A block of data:
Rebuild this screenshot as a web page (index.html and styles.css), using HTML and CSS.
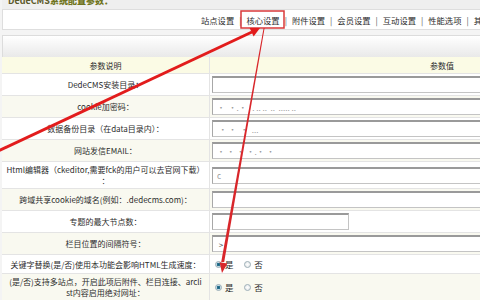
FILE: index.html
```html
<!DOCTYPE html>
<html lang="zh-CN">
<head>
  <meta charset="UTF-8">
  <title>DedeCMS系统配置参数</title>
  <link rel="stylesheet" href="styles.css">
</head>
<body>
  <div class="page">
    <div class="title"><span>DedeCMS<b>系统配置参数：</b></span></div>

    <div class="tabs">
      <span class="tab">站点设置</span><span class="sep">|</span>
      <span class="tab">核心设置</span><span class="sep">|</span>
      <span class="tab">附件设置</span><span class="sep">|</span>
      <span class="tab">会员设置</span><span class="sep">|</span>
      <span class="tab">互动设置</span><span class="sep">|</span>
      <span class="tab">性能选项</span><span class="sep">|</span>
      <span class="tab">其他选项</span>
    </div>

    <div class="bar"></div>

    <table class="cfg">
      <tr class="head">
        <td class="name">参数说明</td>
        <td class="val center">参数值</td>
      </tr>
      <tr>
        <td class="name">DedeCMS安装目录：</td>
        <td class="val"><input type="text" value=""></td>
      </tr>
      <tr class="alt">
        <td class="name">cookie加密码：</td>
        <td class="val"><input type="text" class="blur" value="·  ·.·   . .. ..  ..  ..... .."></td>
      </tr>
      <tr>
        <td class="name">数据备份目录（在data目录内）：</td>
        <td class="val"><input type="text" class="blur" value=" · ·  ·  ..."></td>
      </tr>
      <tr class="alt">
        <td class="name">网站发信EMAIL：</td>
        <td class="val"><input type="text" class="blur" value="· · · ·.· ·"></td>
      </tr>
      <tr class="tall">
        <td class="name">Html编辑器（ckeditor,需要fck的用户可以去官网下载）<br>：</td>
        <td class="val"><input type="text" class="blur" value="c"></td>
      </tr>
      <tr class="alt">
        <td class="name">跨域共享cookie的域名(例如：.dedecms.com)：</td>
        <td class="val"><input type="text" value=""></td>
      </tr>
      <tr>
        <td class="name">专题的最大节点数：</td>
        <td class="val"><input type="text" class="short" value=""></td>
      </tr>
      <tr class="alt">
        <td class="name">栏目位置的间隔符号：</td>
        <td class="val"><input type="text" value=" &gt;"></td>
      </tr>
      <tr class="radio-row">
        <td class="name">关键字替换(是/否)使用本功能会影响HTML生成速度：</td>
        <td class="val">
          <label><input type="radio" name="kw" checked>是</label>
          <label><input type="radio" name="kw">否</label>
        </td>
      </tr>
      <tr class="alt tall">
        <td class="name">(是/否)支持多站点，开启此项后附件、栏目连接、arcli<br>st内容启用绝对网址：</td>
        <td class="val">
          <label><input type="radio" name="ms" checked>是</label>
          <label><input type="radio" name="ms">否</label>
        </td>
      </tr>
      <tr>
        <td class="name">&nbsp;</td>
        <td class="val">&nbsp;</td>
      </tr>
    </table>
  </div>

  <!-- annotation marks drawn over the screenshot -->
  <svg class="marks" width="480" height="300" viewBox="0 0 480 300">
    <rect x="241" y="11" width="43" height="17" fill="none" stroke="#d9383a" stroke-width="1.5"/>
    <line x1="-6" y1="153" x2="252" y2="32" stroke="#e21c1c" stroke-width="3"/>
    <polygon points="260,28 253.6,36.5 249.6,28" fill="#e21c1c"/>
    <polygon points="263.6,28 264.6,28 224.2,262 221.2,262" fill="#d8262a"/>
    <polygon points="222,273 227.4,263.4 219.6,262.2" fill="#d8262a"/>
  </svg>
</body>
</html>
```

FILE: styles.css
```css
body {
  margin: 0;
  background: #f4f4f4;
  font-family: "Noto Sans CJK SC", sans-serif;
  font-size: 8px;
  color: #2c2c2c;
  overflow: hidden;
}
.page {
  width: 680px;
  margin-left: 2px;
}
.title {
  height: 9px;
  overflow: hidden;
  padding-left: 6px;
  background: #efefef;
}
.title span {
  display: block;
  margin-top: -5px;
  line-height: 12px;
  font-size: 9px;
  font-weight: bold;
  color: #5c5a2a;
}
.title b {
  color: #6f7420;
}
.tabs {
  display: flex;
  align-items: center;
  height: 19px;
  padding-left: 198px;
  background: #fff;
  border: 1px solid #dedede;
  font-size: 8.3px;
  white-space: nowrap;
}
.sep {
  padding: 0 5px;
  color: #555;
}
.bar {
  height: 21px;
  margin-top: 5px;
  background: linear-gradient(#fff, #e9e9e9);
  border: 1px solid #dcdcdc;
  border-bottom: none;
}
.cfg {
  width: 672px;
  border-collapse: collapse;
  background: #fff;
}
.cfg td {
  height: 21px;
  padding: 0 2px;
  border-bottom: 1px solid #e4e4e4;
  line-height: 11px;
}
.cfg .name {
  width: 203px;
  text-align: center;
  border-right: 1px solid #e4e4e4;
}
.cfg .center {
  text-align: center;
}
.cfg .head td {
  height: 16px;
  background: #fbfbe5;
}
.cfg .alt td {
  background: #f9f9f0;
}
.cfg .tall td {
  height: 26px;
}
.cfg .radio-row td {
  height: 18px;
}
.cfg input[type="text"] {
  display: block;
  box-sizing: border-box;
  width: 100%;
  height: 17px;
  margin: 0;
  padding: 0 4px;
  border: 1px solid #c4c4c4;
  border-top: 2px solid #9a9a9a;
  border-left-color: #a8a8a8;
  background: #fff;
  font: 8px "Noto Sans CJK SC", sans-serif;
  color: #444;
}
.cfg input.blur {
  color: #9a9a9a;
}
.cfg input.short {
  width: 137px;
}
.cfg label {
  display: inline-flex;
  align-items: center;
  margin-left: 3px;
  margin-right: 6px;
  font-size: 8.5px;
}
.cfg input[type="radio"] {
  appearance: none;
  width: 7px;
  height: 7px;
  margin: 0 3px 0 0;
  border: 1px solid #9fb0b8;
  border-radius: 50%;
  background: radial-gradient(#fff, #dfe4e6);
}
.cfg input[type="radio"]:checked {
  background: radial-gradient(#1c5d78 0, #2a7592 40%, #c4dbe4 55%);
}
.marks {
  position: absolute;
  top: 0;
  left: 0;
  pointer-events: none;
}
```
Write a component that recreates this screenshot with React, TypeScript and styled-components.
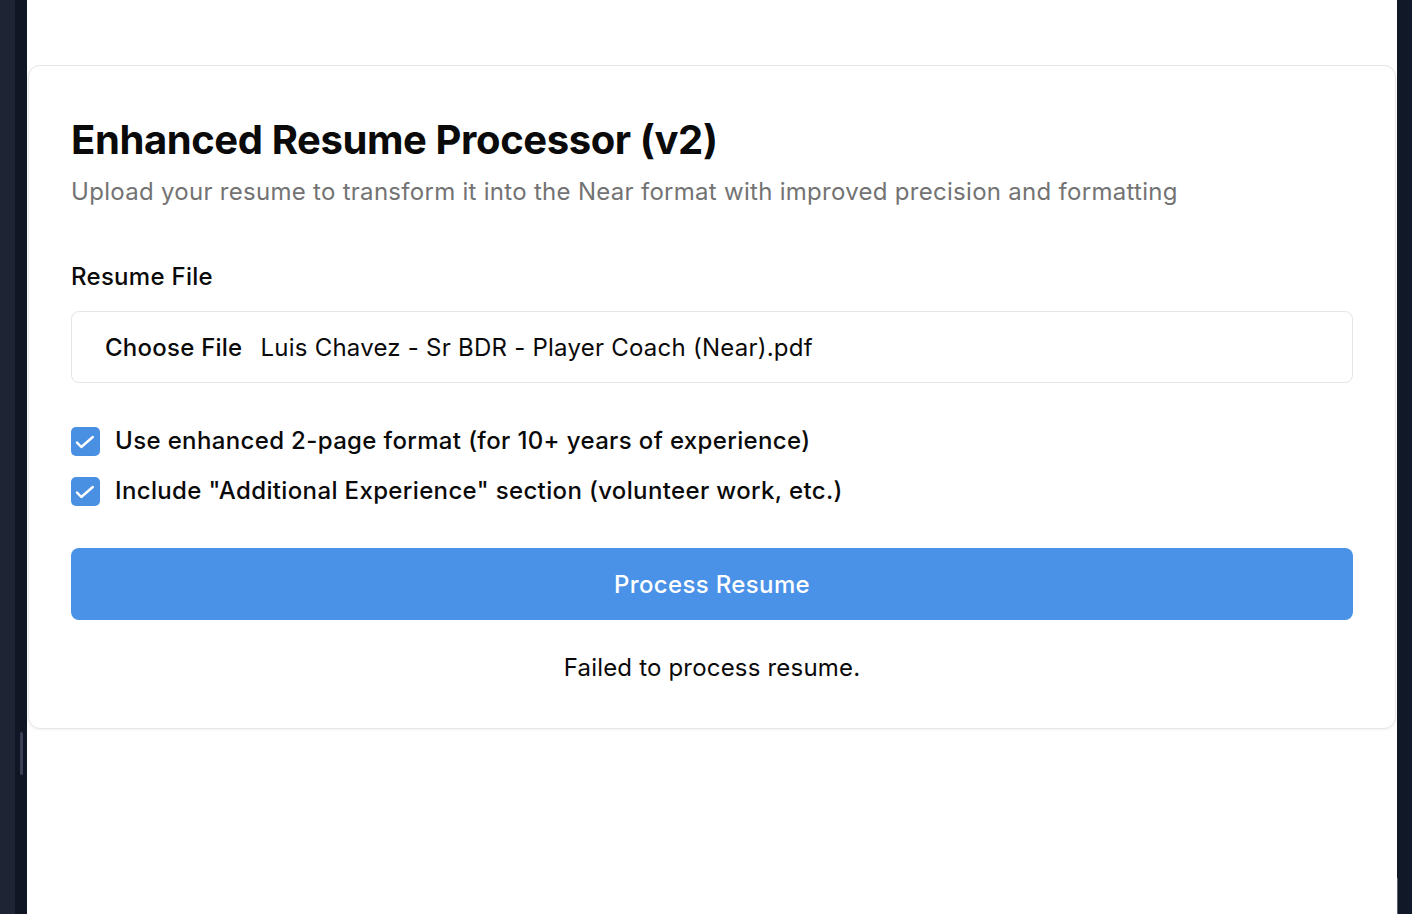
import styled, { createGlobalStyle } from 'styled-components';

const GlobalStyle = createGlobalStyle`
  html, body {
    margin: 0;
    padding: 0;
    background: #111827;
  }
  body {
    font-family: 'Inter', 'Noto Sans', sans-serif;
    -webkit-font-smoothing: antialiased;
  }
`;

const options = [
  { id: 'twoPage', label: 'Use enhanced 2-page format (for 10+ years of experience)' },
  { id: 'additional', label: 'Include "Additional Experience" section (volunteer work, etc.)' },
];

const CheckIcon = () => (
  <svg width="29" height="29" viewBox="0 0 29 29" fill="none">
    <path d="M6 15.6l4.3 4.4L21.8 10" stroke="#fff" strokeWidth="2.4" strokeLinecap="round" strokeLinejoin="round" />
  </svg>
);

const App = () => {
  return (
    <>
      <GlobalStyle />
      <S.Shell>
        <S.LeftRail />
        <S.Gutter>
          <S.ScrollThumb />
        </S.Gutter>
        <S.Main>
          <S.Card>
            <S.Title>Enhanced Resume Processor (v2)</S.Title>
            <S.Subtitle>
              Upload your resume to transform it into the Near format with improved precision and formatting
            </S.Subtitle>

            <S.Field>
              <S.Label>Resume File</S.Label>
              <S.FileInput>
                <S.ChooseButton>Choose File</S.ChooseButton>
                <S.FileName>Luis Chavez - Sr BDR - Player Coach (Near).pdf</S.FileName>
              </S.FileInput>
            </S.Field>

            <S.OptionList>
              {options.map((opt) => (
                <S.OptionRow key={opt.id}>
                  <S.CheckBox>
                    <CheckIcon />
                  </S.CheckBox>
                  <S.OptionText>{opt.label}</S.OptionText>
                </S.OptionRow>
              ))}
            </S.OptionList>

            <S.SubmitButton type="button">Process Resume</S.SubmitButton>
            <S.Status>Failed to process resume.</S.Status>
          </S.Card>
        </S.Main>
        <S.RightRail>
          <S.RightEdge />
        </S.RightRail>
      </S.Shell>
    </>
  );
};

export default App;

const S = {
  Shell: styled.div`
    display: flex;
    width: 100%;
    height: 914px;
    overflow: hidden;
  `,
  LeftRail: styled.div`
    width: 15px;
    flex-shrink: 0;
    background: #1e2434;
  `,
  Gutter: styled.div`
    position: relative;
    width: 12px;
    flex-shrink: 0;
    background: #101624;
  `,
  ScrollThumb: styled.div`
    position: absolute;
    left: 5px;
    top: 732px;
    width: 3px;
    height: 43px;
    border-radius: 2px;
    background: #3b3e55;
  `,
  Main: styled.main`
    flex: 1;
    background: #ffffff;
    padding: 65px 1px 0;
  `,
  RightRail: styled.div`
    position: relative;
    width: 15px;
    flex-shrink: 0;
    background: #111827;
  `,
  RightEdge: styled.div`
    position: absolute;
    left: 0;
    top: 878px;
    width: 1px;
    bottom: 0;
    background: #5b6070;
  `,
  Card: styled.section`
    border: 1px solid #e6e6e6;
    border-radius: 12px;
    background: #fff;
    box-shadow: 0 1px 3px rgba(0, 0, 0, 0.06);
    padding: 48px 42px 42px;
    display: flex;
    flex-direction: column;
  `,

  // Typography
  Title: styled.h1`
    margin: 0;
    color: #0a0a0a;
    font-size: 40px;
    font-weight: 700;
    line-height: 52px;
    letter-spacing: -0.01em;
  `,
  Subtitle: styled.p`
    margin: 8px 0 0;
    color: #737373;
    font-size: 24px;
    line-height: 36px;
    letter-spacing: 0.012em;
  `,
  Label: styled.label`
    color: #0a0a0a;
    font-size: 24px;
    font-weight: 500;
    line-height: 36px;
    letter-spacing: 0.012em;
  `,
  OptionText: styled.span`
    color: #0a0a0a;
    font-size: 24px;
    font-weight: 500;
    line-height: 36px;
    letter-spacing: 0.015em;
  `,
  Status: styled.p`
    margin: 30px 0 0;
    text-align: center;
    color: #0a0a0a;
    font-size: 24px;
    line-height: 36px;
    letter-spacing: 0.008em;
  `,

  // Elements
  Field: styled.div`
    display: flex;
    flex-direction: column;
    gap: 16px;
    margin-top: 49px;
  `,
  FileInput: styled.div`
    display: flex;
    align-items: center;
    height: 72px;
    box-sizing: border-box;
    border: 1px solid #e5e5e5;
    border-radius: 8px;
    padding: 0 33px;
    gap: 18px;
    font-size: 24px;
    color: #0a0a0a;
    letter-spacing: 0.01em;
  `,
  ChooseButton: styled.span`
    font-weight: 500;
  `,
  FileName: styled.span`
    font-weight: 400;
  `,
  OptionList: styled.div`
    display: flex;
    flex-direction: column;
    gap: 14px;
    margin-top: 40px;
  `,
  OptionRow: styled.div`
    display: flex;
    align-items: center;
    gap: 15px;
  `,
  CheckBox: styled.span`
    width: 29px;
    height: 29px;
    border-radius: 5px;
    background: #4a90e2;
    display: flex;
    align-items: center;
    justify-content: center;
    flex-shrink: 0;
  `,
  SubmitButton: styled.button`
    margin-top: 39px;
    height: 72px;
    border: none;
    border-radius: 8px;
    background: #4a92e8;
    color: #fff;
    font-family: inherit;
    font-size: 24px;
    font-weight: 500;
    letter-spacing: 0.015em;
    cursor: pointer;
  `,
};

TO BE DONE
Which lines include "styles"? Copy each of them out.

RESULT OF THE EXERCISE
Rebuild this screenshot as a web page (index.html and styles.css), using HTML and CSS.
  <link rel="stylesheet" href="styles.css">
FILE: styles.css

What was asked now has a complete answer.